At the GROWING level:
Already many human resources have learned process improvement skills and have experience.  What changes at this level, is the complexity of the processes, the need to work across functions, and the daily discipline of using data to drive decisions for improvements and then operations.  Take it a step at a time, but it’s time to have a Process Center of Excellence that helps with standards and practices; it’s also time to have a Process Steering Committee at the leadership level.

At the DYING level:

Look for these red flags about your resources – both leaders and BPI team members.

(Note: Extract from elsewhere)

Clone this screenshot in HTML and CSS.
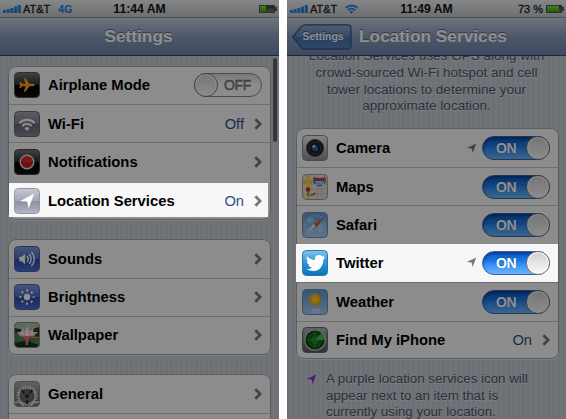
FILE: index.html
```html
<!DOCTYPE html>
<html lang="en">
<head>
<meta charset="utf-8">
<title>Settings</title>
<link rel="stylesheet" href="styles.css">
</head>
<body>
<svg class="defs" width="0" height="0">
  <defs>
    <linearGradient id="gDark" x2="0" y2="1"><stop offset="0" stop-color="#777"/><stop offset=".48" stop-color="#303030"/><stop offset=".5" stop-color="#000"/><stop offset="1" stop-color="#111"/></linearGradient>
    <linearGradient id="gGray" x2="0" y2="1"><stop offset="0" stop-color="#c6c8d2"/><stop offset=".5" stop-color="#a3a6b4"/><stop offset=".52" stop-color="#8c8fa0"/><stop offset="1" stop-color="#b4b6c8"/></linearGradient>
    <linearGradient id="gWifi" x2="0" y2="1"><stop offset="0" stop-color="#a4a6ae"/><stop offset=".5" stop-color="#80838c"/><stop offset=".52" stop-color="#63666f"/><stop offset="1" stop-color="#858895"/></linearGradient>
    <linearGradient id="gBlue" x2="0" y2="1"><stop offset="0" stop-color="#839be0"/><stop offset=".5" stop-color="#496abd"/><stop offset=".52" stop-color="#2a4aa6"/><stop offset="1" stop-color="#4d6fd0"/></linearGradient>
    <linearGradient id="gSky" x2="0" y2="1"><stop offset="0" stop-color="#5a98d8"/><stop offset="1" stop-color="#a4cdf5"/></linearGradient>
    <linearGradient id="gTw" x2="0" y2="1"><stop offset="0" stop-color="#7fc4ee"/><stop offset=".5" stop-color="#2f93d6"/><stop offset="1" stop-color="#0873bd"/></linearGradient>
    <linearGradient id="gMetal" x2="0" y2="1"><stop offset="0" stop-color="#eee"/><stop offset="1" stop-color="#8b8d94"/></linearGradient>
    <linearGradient id="gGear" x2="0" y2="1"><stop offset="0" stop-color="#b0b0b0"/><stop offset="1" stop-color="#585858"/></linearGradient>
    <radialGradient id="gSun"><stop offset="0" stop-color="#ffe34a"/><stop offset="1" stop-color="#f09b10"/></radialGradient>
    <radialGradient id="gRadar"><stop offset="0" stop-color="#1c8a24"/><stop offset="1" stop-color="#063a0c"/></radialGradient>
    <clipPath id="tile"><rect x=".5" y=".5" width="25" height="25" rx="4"/></clipPath>
    <symbol id="chev" viewBox="0 0 8 12"><path d="M1.4 1.2 6.100 6 1.4 10.8" fill="none" stroke="currentColor" stroke-width="2.7"/></symbol>
    <symbol id="arrow" viewBox="0 0 12 12"><path d="M11.2.6 7.2 11 6.1 5.9 .8 5.4z" fill="currentColor"/></symbol>
    <symbol id="bars" viewBox="0 0 18 8"><path d="M0 5h3v3H0zM3.7 4h3v4h-3zM7.4 3h3v5h-3zM11.1 1.5h3V8h-3zM14.8 0h3v8h-3z" fill="#2d7fdd"/></symbol>
  </defs>
</svg>
<div class="screens">
  <section class="phone">
    <header class="status">
      <svg class="bars"><use href="#bars"/></svg><span class="carrier">AT&amp;T</span><span class="net">4G</span>
      <span class="clock">11:44 AM</span>
      <span class="battery low"><i></i></span>
    </header>
    <nav class="nav"><h1>Settings</h1></nav>
    <main class="body">
      <div class="card">
        <div class="row">
          <svg class="icon" viewBox="0 0 26 26"><rect x=".5" y=".5" width="25" height="25" rx="4" fill="url(#gDark)" stroke="#555"/><path d="M20.8 13c0-.8-1-1.2-2-1.2h-3.4L11.5 6.3H9.8l1.7 5.5H8.2L6.7 10H5.3l.8 3-.8 3h1.4l1.5-1.8h3.3l-1.7 5.5h1.7l3.9-5.5h3.4c1 0 2-.4 2-1.2z" fill="#ffa014"/></svg>
          <span class="label">Airplane Mode</span><span class="toggle off"><b>OFF</b><i></i></span>
        </div>
        <div class="row">
          <svg class="icon" viewBox="0 0 26 26"><rect x=".5" y=".5" width="25" height="25" rx="4" fill="url(#gWifi)" stroke="#676a73"/><g fill="none" stroke="#fff" stroke-width="2"><path d="M5.4 12a10.8 10.8 0 0 1 15.2 0M8.2 15a6.8 6.8 0 0 1 9.6 0"/></g><path d="M10.5 17.3a3.6 3.6 0 0 1 5 0L13 20z" fill="#fff"/></svg>
          <span class="label">Wi-Fi</span><span class="value">Off</span><svg class="chev"><use href="#chev"/></svg>
        </div>
        <div class="row">
          <svg class="icon" viewBox="0 0 26 26"><rect x=".5" y=".5" width="25" height="25" rx="4" fill="url(#gDark)" stroke="#444"/><circle cx="13" cy="13" r="6.8" fill="#c51d16" stroke="#ddd" stroke-width="1.5"/><path d="M7.5 12a5.6 5.6 0 0 1 11 0 12 12 0 0 1-11 0" fill="#e0564d" opacity=".4"/></svg>
          <span class="label">Notifications</span><svg class="chev"><use href="#chev"/></svg>
        </div>
        <div class="row lit lit-a">
          <svg class="icon" viewBox="0 0 26 26"><rect x=".5" y=".5" width="25" height="25" rx="4" fill="url(#gGray)" stroke="#9295a5"/><path d="M20.2 5.5 14.6 20.4l-1.3-6.8-7.4-.3z" fill="#fff"/></svg>
          <span class="label">Location Services</span><span class="value">On</span><svg class="chev"><use href="#chev"/></svg>
        </div>
      </div>
      <div class="card">
        <div class="row">
          <svg class="icon" viewBox="0 0 26 26"><rect x=".5" y=".5" width="25" height="25" rx="4" fill="url(#gBlue)" stroke="#4a62a8"/><path d="M5.3 10.8h2.4l3.4-3v10.4l-3.4-3H5.3z" fill="#fff"/><g fill="none" stroke="#fff" stroke-width="1.4"><path d="M13 10.3a4 4 0 0 1 0 5.4M15.2 8.2a7 7 0 0 1 0 9.6M17.4 6a10 10 0 0 1 0 14"/></g></svg>
          <span class="label">Sounds</span><svg class="chev"><use href="#chev"/></svg>
        </div>
        <div class="row">
          <svg class="icon" viewBox="0 0 26 26"><rect x=".5" y=".5" width="25" height="25" rx="4" fill="url(#gBlue)" stroke="#4a62a8"/><circle cx="13" cy="13" r="3.2" fill="#fff"/><circle cx="13" cy="13" r="6.6" fill="none" stroke="#fff" stroke-width="2.2" stroke-dasharray="1.9 3.284" stroke-dashoffset=".95"/></svg>
          <span class="label">Brightness</span><svg class="chev"><use href="#chev"/></svg>
        </div>
        <div class="row">
          <svg class="icon" viewBox="0 0 26 26"><g clip-path="url(#tile)"><path fill="#263f2a" d="M0 0h26v26H0z"/><path fill="#a5c0a0" d="M0 0h26v5L13 8 0 6z"/><path fill="#4c8048" d="M0 10l9 3 3 5-6 5-6-2zM15 16l11-1v9l-8-2z"/><path fill="#1b2b20" d="M0 21l11-2 15 4v3H0z"/><path fill="#f1c3cd" d="M13 4l3 4 4-3-1 5 5 0-4 4-7 2-7-2-3-4 5 0-1-5 4 3z"/><path fill="#fff0ee" d="M13 5l2 8-2 2-2-2zM7 8l4 5-4-1zM19 8l-4 5 4-1z"/><path fill="#e36a80" d="M8 14h10l-3 3-1 6h-2l-1-6zM18 14l8 1v1l-9 0z"/></g><rect x=".5" y=".5" width="25" height="25" rx="4" fill="none" stroke="#788"/></svg>
          <span class="label">Wallpaper</span><svg class="chev"><use href="#chev"/></svg>
        </div>
      </div>
      <div class="card">
        <div class="row">
          <svg class="icon" viewBox="0 0 26 26"><g clip-path="url(#tile)"><path fill="url(#gGear)" d="M0 0h26v26H0z"/><circle cx="13" cy="15" r="9.6" fill="none" stroke="#eee" stroke-width="2" stroke-dasharray="1.2 1.313"/><circle cx="13" cy="15" r="8.200" fill="#666" stroke="#ddd" stroke-width="1.2"/><path d="M13 15 7.500 9M13 15l5.500-6M13 15v8" stroke="#333" stroke-width="2.400"/><circle cx="13" cy="15" r="3.200" fill="#333" stroke="#888"/><g fill="#777" stroke="#ddd" stroke-width="1.6"><circle cx="3" cy="27.500" r="6.500"/><circle cx="23" cy="27.500" r="6.500"/></g></g><rect x=".5" y=".5" width="25" height="25" rx="4" fill="none" stroke="#888"/></svg>
          <span class="label">General</span><svg class="chev"><use href="#chev"/></svg>
        </div>
        <div class="row"></div>
      </div>
    </main>
    <div class="scrollbar"></div>
  </section>

  <section class="phone right">
    <header class="status">
      <svg class="bars"><use href="#bars"/></svg><span class="carrier">AT&amp;T</span>
      <svg class="wifi" viewBox="0 0 12 9"><g fill="none" stroke="#2d7fdd" stroke-width="1.9"><path d="M.6 3.4a7.7 7.7 0 0 1 10.8 0M2.7 5.6a4.7 4.7 0 0 1 6.6 0"/></g><path d="M4.2 7a2.5 2.5 0 0 1 3.6 0L6 9z" fill="#2d7fdd"/></svg>
      <span class="clock">11:49 AM</span>
      <span class="percent">73 %</span><span class="battery"><i></i></span>
    </header>
    <nav class="nav">
      <span class="back"><svg viewBox="0 0 60 26"><defs><linearGradient id="gBack" x2="0" y2="1"><stop offset="0" stop-color="#8aa5cd"/><stop offset=".5" stop-color="#5f85bb"/><stop offset=".52" stop-color="#4a74b0"/><stop offset="1" stop-color="#557fba"/></linearGradient></defs><path d="M.8 13 9.6 2.2Q11 .8 13 .8h42.500q3.500 0 3.500 3.500v17.400q0 3.500-3.500 3.500H13q-2 0-3.400-1.400z" fill="url(#gBack)" stroke="#36517e" stroke-width="1.2"/></svg><b>Settings</b></span>
      <h1>Location Services</h1>
    </nav>
    <main class="body">
      <p class="intro">Location Services uses GPS along with<br>crowd-sourced Wi-Fi hotspot and cell<br>tower locations to determine your<br>approximate location.</p>
      <div class="card">
        <div class="row">
          <svg class="icon" viewBox="0 0 26 26"><rect x=".5" y=".5" width="25" height="25" rx="4" fill="url(#gMetal)" stroke="#888"/><circle cx="13" cy="13" r="8.600" fill="#222" stroke="#555"/><circle cx="13" cy="13" r="5.6" fill="#0c1726" stroke="#484848"/><circle cx="13" cy="13" r="3.6" fill="#274d78"/><circle cx="12" cy="11.500" r="1.700" fill="#93b8d8"/><circle cx="14.500" cy="14.500" r="1" fill="#6490bd"/></svg>
          <span class="label">Camera</span><svg class="arrow"><use href="#arrow"/></svg><span class="toggle"><b>ON</b><i></i></span>
        </div>
        <div class="row">
          <svg class="icon" viewBox="0 0 26 26"><g clip-path="url(#tile)"><path fill="#e4dfce" d="M0 0h26v26H0z"/><path d="M15 13v13M20 12v14M8 15h18M0 20h26" stroke="#c9c5b5"/><path d="M0 8.500h26" stroke="#f4c52b" stroke-width="4"/><path d="M6.500 0v26" stroke="#f0d24c" stroke-width="3"/><path d="M8 21h3l2-2" stroke="#555" stroke-width="1.200" fill="none"/><circle cx="6" cy="15.500" r="2.300" fill="#d22b20"/><path d="M6 17v5" stroke="#655"/><path d="M11.500 3.500q5.500 2 12 0c2 5-1 8-6 9.500-5-1.500-8-4.500-6-9.500" fill="#3a63bb" stroke="#eee" stroke-width=".7"/><path d="M11.500 3q6 2 12 0v2.500h-12z" fill="#d33b33"/><text x="17.600" y="10.500" class="shield">280</text></g><rect x=".5" y=".5" width="25" height="25" rx="4" fill="none" stroke="#999"/></svg>
          <span class="label">Maps</span><span class="toggle"><b>ON</b><i></i></span>
        </div>
        <div class="row">
          <svg class="icon" viewBox="0 0 26 26"><rect x=".5" y=".5" width="25" height="25" rx="4" fill="url(#gSky)" stroke="#6c8fb5"/><circle cx="13" cy="13.500" r="10" fill="none" stroke="#c4e2fb" stroke-width="1.800" stroke-dasharray=".7 1.920"/><path d="M5 7l6-2 1 4-5 3zM13 13l7-2 2 4-4 6-5-3zM5 16l4-1 3 4-4 3z" fill="#bcdcf4" opacity=".6"/><path d="M22.500 4.500 14.600 15.200 11.400 12z" fill="#e4662a"/><path d="M4.500 22.500 11.400 12l3.200 3.200z" fill="#f1eeea"/><path d="M4.500 22.500 22.500 4.500 14.600 15.200z" fill="#7a3c28" opacity=".4"/></svg>
          <span class="label">Safari</span><span class="toggle"><b>ON</b><i></i></span>
        </div>
        <div class="row lit lit-b">
          <svg class="icon" viewBox="0 0 26 26"><rect x=".5" y=".5" width="25" height="25" rx="4" fill="url(#gTw)" stroke="#2679b3"/><path d="M5 6.200c2.300 2.500 5 3.700 8 3.800-.6-3.300 1.700-5 4-4.900 1.300 0 2.300.5 3.100 1.300l2.600-.9-1.300 2.100 1.900-.3-2 2.100C21.300 16 17.500 21 11.300 21c-2.500 0-4.700-.7-6.600-1.900 2.200.1 4-.4 5.300-1.600-1.900-.2-3.100-1.200-3.700-2.600h1.500C5.900 14.200 4.900 13 4.700 11l1.600.4C4.600 9.800 4.300 8.100 5 6.200z" fill="#fff"/></svg>
          <span class="label">Twitter</span><svg class="arrow"><use href="#arrow"/></svg><span class="toggle"><b>ON</b><i></i></span>
        </div>
        <div class="row">
          <svg class="icon" viewBox="0 0 26 26"><rect x=".5" y=".5" width="25" height="25" rx="4" fill="url(#gSky)" stroke="#6c8fb5"/><circle cx="13" cy="10.500" r="6.200" fill="url(#gSun)"/><text x="13.500" y="24" class="temp">73°</text></svg>
          <span class="label">Weather</span><span class="toggle"><b>ON</b><i></i></span>
        </div>
        <div class="row">
          <svg class="icon" viewBox="0 0 26 26"><rect x=".5" y=".5" width="25" height="25" rx="4" fill="url(#gGear)" stroke="#666"/><circle cx="13" cy="13" r="10.200" fill="url(#gRadar)" stroke="#b5b9b5" stroke-width="1.200"/><path d="M13 13 20 5.500A10 10 0 0 1 22.800 13z" fill="#5ed65a" opacity=".8"/><g fill="none" stroke="#46a149" stroke-width=".5"><circle cx="13" cy="13" r="6.500"/><circle cx="13" cy="13" r="3.300"/><path d="M3 13h20M13 3v20"/></g></svg>
          <span class="label">Find My iPhone</span><span class="value">On</span><svg class="chev"><use href="#chev"/></svg>
        </div>
      </div>
      <div class="note"><svg class="purple"><use href="#arrow"/></svg><p>A purple location services icon will<br>appear next to an item that is<br>currently using your location.</p></div>
    </main>
  </section>
</div>
</body>
</html>
```

FILE: styles.css
```css
* { box-sizing: border-box; }
body { margin: 0; background: #fff; font-family: "Liberation Sans", Arial, sans-serif; overflow: hidden; }
.defs { position: absolute; }
.screens { display: flex; gap: 8px; height: 419px; }
.phone {
  position: relative; width: 279px; height: 419px; overflow: hidden;
  display: flex; flex-direction: column; flex: none;
  background: repeating-linear-gradient(90deg, #c3cad2 0 3px, #cad0d7 3px 5px);
}
/* dims everything except the highlighted row */
.phone::after { content: ""; position: absolute; inset: 0; background: rgba(0, 0, 0, .44); z-index: 2; }

.status {
  position: relative; height: 18px; flex: none; display: flex; align-items: center;
  padding: 0 3px; background: linear-gradient(#eeeff0, #c3c6c9);
  border-bottom: 1px solid #8e9499;
  font-size: 11px; color: #222;
}
.bars { width: 18px; height: 8px; flex: none; }
.carrier { margin-left: 2px; font-size: 11px; -webkit-text-stroke: .3px #222; }
.net { margin-left: 8px; color: #1d78e0; font-size: 10.5px; font-weight: bold; }
.wifi { width: 13px; height: 10px; margin-left: 8px; }
.clock { position: absolute; left: 0; right: 0; text-align: center; font-weight: bold; font-size: 12.2px; color: #111; }
.percent { margin-left: auto; margin-right: 3px; font-size: 11px; -webkit-text-stroke: .3px #222; }
.battery {
  position: relative; width: 16px; height: 8px; padding: 1px;
  background: linear-gradient(#333, #777); border: 1px solid #555; margin-right: 1px;
}
.battery::after { content: ""; position: absolute; right: -3px; top: 1px; width: 2px; height: 4px; background: #555; }
.battery i { display: block; width: 12px; margin: -1px; height: 6px; background: linear-gradient(#8bdc4d, #32a502); }
.battery.low { margin-left: auto; }
.battery.low i { width: 6px; }

.nav {
  height: 38px; flex: none; display: flex; align-items: center; justify-content: center;
  background: linear-gradient(#c4cfdd, #8b9cbb 50%, #6c83ac);
  border-bottom: 1px solid #3c465b; position: relative; z-index: 1;
}
.nav h1 { margin: 0; font-size: 17.3px; line-height: 20px; color: #fff; text-shadow: 0 -1px 0 #56647d; white-space: nowrap; padding: 0 2px 2px 0; }
.back { position: relative; width: 60px; height: 26px; display: flex; align-items: center; justify-content: center; margin-right: 7px; }
.back svg { position: absolute; width: 60px; height: 26px; }
.back b { position: relative; font-size: 10.4px; color: #fff; text-shadow: 0 -1px 0 #2f4b77; padding-left: 2px; }
.nav .back + h1 { padding-right: 57px; margin-right: -3px; }

.body { padding: 9.7px 8px 0; }
.card {
  width: 263px; background: #fafafa; border: 1px solid #a5a9ae; border-radius: 8px;
  box-shadow: 0 1px 0 #dfe3e8; margin-bottom: 19.4px;
}
.row { height: 38.4px; display: flex; align-items: center; padding: 0 8px 0 5px; }
.row:first-child { height: 37.4px; }
.row:last-child { height: 37.8px; }
.row + .row { border-top: 1px solid #c3c3c3; }
.icon { width: 26px; height: 26px; flex: none; margin-right: 8px; }
.label { font-size: 14.8px; line-height: 18px; font-weight: bold; color: #000; flex: 1; white-space: nowrap; }
.value { font-size: 14.7px; line-height: 18px; color: #324f85; margin-right: 10px; }
.chev { width: 8px; height: 12px; flex: none; color: #777; }
.lit { position: relative; z-index: 3; background: #f7f7f7; }
.row.lit { border: 0; }
.row.lit-a { height: 34px; margin: 2px 2px 2px 0; padding-right: 6px; padding-top: 2px; }
.lit-b { margin: 0 0 0 -1px; padding-left: 6px; }

.toggle {
  position: relative; width: 68px; height: 24px; border-radius: 12px; flex: none;
  background: linear-gradient(#0759c0, #1e7ceb 45%, #2d8af2 52%, #70b6fb); border: 1px solid #3a6299;
  box-shadow: inset 0 2px 3px rgba(0, 25, 90, .45);
}
.toggle b { position: absolute; left: 13px; top: 3px; font-size: 14px; line-height: 16px; color: #fff; text-shadow: 0 -1px 1px #1455a5; letter-spacing: -.4px; }
.toggle i {
  position: absolute; right: -1px; top: -1px; width: 24px; height: 24px; border-radius: 50%;
  background: linear-gradient(#d0d0d0, #fafafa); border: 1px solid #777; box-shadow: inset 0 0 0 1px #fff;
}
.toggle.off { background: linear-gradient(#d8d8d8, #fafafa 50%); border-color: #888; box-shadow: none; }
.toggle.off b { left: 29px; color: #777; text-shadow: none; font-weight: normal; -webkit-text-stroke: .5px #777; }
.toggle.off i { right: auto; left: -1px; }
.arrow { width: 11px; height: 11px; color: #777; margin-right: 5px; flex: none; }
.scrollbar { position: absolute; right: 2px; top: 58px; width: 4px; height: 84px; border-radius: 2px; background: #5b6069; }

.right .body { padding-left: 9px; }
.right .row:first-child { height: 38px; }
.right .card { margin-bottom: 12px; }
.intro { margin: -17.500px 0 13px -1px; text-align: center; font-size: 13.5px; line-height: 16.7px; color: #4c566c; text-shadow: 0 1px 0 #e0e4e9; white-space: nowrap; }
.note { display: flex; }
.note p { margin: 0; font-size: 13.35px; line-height: 16.5px; color: #4c566c; text-shadow: 0 1px 0 #e0e4e9; white-space: nowrap; }
.purple { width: 11px; height: 11px; color: #8a2be2; margin: 3px 9px 0 10px; flex: none; }
.shield { font-size: 5.5px; font-weight: bold; fill: #fff; text-anchor: middle; }
.temp { font-size: 6px; fill: #fff; text-anchor: middle; }
```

  • Leaders do not have time for meetings.
  • Leaders move onto other jobs.
  • Process Leaders are assigned and have the charter handed to them instead of creating it.
  • Team members stop showing up for work sessions.
  • Team members have other important projects and choose that work over this BPI project.
  • There are no IT people on the team.  Or you don’t have any business people on the team.

These red flags are signals, and if they don’t get resolved the “sickness” will turn to DYING.  Recognize these red flags and use them as triggers to kick off key dialogs with leadership about how to deal with the situation.

Understanding the company culture, process methodology, and human resource skills is critical in planning and executing a BPM strategy.  Equally essential is knowing where your organization is in its BPM initiative –just beginning, expanding, or slowing and then knowing what to do to revitalize the process efforts.  Yes, slow and steady wins the race, but you must be aware of the signs and take some action to stay on the right path.